Interface markup and scripts
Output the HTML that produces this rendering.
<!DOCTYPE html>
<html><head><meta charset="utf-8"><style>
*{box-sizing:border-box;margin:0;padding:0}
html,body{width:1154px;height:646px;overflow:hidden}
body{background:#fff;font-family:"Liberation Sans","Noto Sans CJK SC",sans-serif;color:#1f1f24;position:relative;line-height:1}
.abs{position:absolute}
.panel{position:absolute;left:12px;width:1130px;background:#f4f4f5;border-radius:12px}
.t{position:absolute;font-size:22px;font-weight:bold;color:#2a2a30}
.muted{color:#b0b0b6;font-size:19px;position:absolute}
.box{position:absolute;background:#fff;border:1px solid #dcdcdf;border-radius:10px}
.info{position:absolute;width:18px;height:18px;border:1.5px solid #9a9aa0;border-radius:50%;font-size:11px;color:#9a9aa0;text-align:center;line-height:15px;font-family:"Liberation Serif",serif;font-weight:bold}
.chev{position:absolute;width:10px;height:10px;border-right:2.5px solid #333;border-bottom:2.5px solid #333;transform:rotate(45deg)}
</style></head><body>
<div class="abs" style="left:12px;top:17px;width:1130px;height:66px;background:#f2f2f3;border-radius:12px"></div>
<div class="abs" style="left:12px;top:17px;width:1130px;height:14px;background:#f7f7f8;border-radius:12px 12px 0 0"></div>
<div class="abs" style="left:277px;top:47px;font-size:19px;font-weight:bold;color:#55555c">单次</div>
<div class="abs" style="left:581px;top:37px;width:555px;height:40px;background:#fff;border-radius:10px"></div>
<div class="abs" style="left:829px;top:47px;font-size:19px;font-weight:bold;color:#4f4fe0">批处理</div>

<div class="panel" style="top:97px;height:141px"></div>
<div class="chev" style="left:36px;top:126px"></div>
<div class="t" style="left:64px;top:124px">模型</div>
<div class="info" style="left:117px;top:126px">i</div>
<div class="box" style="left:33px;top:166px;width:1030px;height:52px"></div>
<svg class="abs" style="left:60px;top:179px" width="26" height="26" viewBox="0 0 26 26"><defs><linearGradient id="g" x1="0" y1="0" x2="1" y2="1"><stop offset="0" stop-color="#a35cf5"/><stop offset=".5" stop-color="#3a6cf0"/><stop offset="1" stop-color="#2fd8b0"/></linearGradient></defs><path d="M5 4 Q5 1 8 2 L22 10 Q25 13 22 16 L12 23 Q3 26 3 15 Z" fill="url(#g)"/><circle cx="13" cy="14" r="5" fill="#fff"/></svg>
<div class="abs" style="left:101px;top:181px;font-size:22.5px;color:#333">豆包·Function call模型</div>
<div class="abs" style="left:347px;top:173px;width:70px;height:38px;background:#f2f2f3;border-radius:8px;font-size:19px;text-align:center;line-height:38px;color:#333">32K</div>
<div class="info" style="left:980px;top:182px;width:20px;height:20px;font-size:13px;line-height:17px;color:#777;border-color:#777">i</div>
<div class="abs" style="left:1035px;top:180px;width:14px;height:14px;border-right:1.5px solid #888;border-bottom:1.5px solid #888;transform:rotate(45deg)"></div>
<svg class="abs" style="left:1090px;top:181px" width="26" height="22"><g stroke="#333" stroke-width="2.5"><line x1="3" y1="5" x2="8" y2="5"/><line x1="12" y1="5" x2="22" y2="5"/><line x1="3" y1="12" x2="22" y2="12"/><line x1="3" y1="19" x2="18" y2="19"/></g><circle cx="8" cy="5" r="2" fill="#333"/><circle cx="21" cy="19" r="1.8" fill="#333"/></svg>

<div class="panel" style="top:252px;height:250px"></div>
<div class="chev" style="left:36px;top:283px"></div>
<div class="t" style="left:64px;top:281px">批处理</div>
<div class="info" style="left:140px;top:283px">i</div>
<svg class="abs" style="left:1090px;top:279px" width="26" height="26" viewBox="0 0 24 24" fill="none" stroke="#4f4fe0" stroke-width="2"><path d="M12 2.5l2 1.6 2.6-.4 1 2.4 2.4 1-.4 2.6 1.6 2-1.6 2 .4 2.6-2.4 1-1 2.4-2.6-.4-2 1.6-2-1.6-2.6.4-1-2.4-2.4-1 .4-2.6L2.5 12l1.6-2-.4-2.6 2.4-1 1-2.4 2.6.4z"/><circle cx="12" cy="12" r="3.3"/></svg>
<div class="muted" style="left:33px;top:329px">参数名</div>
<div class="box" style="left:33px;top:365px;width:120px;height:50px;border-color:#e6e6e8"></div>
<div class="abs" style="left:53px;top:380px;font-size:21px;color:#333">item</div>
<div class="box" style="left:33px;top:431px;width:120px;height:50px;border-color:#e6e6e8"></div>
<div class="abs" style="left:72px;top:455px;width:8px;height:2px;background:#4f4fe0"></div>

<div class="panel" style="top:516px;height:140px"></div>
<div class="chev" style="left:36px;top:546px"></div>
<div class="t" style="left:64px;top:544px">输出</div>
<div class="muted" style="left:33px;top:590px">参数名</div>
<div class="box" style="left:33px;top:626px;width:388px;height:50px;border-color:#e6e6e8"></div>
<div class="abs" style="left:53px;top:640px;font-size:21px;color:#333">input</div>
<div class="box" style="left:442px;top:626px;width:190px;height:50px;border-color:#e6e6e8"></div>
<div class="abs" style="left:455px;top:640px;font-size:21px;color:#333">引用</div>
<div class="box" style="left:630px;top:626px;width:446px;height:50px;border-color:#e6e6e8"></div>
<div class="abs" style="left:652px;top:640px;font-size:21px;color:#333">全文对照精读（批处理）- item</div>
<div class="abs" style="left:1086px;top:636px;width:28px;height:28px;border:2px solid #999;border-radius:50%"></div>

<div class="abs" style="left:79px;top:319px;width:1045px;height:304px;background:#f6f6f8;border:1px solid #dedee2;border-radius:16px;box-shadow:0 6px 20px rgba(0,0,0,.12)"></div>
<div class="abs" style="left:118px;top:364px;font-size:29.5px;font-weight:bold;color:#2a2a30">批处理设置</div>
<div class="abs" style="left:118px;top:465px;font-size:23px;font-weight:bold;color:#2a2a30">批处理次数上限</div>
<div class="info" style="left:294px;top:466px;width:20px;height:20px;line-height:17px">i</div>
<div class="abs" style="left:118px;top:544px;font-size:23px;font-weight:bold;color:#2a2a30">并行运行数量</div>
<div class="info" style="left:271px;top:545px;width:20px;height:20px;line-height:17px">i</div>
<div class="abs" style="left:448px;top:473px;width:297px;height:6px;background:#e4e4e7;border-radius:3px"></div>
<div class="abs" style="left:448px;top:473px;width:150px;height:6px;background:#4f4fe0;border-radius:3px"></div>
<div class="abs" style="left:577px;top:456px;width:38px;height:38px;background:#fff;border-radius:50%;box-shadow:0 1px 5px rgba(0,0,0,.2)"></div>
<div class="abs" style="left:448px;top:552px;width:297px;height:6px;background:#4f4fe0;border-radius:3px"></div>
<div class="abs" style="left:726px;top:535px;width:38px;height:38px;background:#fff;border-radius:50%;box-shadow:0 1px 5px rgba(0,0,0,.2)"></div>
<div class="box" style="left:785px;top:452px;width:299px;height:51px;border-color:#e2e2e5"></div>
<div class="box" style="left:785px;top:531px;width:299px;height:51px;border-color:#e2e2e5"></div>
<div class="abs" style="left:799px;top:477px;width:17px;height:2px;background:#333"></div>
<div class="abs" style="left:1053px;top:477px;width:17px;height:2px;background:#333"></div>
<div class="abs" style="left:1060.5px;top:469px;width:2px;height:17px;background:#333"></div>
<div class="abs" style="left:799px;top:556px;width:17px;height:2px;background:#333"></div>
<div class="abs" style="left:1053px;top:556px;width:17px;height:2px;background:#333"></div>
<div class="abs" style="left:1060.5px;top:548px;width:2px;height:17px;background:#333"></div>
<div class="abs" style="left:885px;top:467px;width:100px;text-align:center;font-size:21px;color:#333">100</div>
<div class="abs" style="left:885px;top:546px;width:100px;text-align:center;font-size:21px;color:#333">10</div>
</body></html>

--

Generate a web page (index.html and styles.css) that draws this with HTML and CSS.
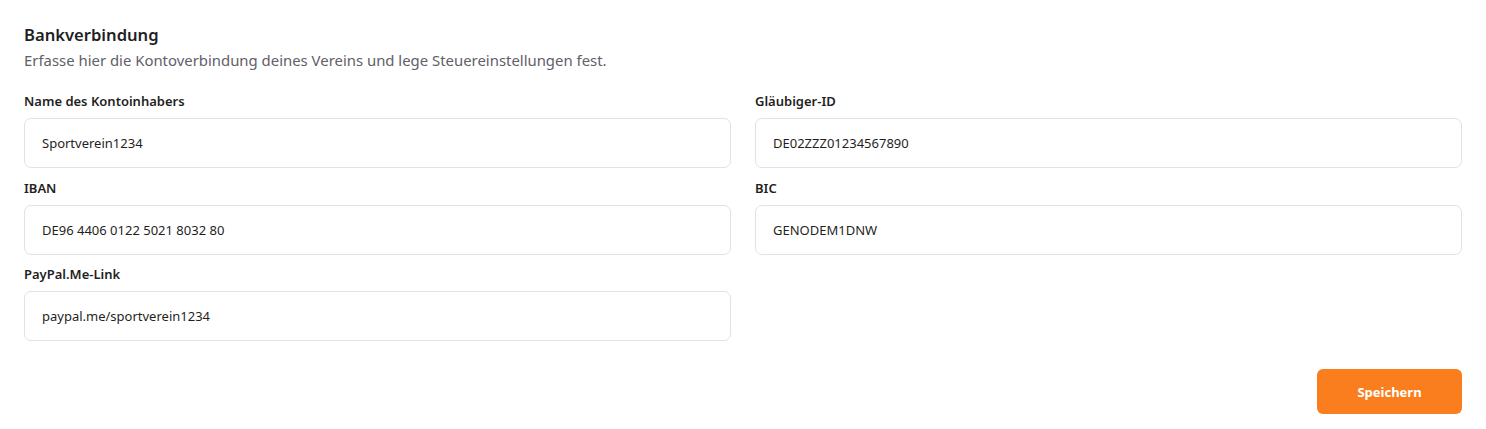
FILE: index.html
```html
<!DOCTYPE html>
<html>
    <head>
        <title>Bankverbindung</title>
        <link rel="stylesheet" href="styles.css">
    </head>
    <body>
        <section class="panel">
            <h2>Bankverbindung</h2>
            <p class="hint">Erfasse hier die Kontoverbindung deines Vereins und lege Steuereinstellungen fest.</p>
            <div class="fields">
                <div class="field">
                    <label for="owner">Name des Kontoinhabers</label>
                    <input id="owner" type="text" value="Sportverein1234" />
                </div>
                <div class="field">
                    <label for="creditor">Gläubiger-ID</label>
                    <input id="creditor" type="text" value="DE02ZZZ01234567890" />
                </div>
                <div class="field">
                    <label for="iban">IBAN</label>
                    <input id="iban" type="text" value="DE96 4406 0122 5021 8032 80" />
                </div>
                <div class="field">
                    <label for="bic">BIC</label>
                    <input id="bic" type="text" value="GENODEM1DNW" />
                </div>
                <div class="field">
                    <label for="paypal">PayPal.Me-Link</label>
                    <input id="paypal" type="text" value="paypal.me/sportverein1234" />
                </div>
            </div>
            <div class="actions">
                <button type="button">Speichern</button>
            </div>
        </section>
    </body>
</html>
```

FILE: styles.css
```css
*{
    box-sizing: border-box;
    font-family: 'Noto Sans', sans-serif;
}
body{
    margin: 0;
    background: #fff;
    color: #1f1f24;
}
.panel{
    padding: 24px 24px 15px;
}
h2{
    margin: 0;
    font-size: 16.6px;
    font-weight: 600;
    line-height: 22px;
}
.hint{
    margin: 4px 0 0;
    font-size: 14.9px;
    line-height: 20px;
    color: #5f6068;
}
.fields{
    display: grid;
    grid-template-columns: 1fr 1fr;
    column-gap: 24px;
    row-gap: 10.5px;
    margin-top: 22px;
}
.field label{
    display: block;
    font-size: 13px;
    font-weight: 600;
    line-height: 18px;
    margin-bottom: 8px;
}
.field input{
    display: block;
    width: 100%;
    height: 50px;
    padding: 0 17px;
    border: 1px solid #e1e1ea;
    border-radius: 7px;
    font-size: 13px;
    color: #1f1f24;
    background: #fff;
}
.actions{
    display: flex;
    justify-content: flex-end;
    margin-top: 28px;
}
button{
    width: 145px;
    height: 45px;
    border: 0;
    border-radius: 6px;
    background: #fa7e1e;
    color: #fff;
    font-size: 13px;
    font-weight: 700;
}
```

> [WHAT THE TASK ASKS]:
Give the count of lines in the data shown above that contain "this", and nothing else.

> [WRITTEN REPLY]:
2